There are global elements to the Russian leader’s strategy that also signal continued tensions. Putin is “driven by big ideas about Russia’s role in the world,” said Zevelev, a fellow at the Wilson Center. Putin wants to limit America’s world leadership role, curb what he sees as an American inclination for “regime change,” and show that Russia too can use military force to achieve foreign policy goals.

“Putin wants to assert Russia as a global power with great ambitions,” Zevelev said, “and in order to demonstrate it, Moscow has to do something in the world arena from time to time.”

The Wilson Center’s Rojansky said Russian “messaging is clear — ‘if we are not getting what we want on one front, we will escalate on other fronts.’ “

Moscow could do that by reigniting frozen conflicts in Europe, Rojansky said, taking on other regional interventions or even aligning with China to support Beijing’s aspirations for dominance in the South China Sea.

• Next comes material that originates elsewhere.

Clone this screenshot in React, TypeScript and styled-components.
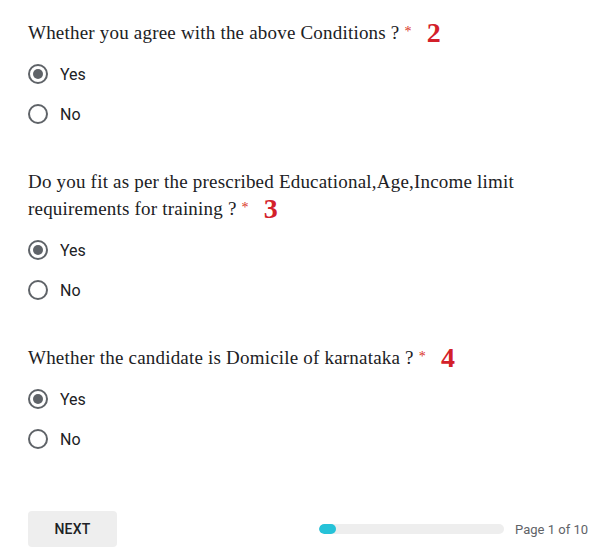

And he pointed out that the Russians “have signaled in a couple of ways that they are willing” to use nuclear weapons.

“This is the most dangerous time since I don’t know when,” said Stent of Georgetown University, who added that the next few months before the new US president takes office will likely be eventful.

“Russia understands they have another couple of months until January where nothing much is going to happen, and why not take advantage of that,” she said.